Или есть история, когда средневековые художники играют фактически в трехмерную иллюзию без трехмерной иллюзии. Например, у нас есть какая-нибудь ужасающая сцена гибели Содома и Гоморры. Огонь, разрушающийся город, кричащие люди, мы их не слышим, но можем предположить, что они кричат. И изображение очерчено не какой-то сложной ветвистой, геометрической рамой, оно очерчено просто линией. Линия в нашем восприятии, это нечто, лишенное объема. Это абсолютно условная граница, не обладающая никакой тактильностью. Но там некоторые из умирающих содомоцев и гоморцев хватаются за эту линию руками, словно бы это был какой-то парапет, из которого они хотят выбраться наружу.
То есть мастер играет на том, что линия превращается в предмет.

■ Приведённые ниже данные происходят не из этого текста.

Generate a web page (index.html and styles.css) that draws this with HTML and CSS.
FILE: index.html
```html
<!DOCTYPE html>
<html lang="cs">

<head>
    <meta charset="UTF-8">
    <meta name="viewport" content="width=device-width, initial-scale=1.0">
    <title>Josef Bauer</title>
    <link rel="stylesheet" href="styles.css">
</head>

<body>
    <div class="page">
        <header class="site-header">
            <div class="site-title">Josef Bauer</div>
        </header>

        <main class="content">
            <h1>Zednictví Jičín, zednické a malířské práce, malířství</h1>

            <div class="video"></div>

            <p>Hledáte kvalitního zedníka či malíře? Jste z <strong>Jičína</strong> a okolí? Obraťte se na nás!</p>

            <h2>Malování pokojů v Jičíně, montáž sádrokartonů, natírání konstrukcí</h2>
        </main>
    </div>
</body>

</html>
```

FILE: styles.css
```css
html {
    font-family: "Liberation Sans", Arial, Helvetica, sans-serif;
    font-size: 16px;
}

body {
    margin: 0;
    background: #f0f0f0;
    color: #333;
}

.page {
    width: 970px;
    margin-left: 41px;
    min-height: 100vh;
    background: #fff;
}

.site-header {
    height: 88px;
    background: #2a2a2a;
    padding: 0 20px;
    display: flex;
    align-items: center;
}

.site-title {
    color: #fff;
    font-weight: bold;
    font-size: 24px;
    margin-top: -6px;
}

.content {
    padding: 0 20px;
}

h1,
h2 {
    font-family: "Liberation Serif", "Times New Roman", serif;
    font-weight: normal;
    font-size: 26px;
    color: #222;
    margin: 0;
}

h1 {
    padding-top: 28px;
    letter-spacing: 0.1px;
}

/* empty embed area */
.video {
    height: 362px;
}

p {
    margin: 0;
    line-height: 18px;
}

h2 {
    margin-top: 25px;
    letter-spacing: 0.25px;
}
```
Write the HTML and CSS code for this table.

Но у этой истории есть продолжение, уже ближе к концу Средневековья, когда начинает меняться язык искусства. В нем оказывается все больше трехмерности. А соответственно, вместе с трехмерностью и игры в нее. И вот один из самых таких излюбленных приемов, которые тогда применяли художники, в совершенно разных контекстах, это тромплёй. То есть обманки. Предметы, нарисованные в плоскости, но таким образом, что нам хочется их схватить. Например, есть какая-нибудь роскошная рукопись, Псалтырь, Часослов, по которым молятся, которые читают, по которым учатся читать. И там на полях лежат какие-нибудь монетки, насекомые, паломнические значки, но нарисованные так. Муха сидит. Бабочка сидит. Что можно представить, что их можно подковырнуть, вынуть, снять. И вот здесь тот же самый прием, но превращается в инструмент, связывающий сакральную сцену бичевания Христа с миром зрителей.
На самом деле это история матрешки смысловой и визуальной. Есть лист. На листе такая большая рамка. Внутри этой рамки есть часть, которая якобы трехмерна, и в ней висят, например, четки. Это инструмент молитвы. И есть вот трехмерная рама, на которой они висят. И она является внутренней рамкой для сакральной сцены. Таким образом, владелец такой рукописи, молясь перед этим изображением, как бы входит визуально в пространство, изображенное внутри. А четки, инструмент, с помощью которого он читает и считает свои молитвы, оказываются частью той сакральной сцены, которую он созерцает.
Да.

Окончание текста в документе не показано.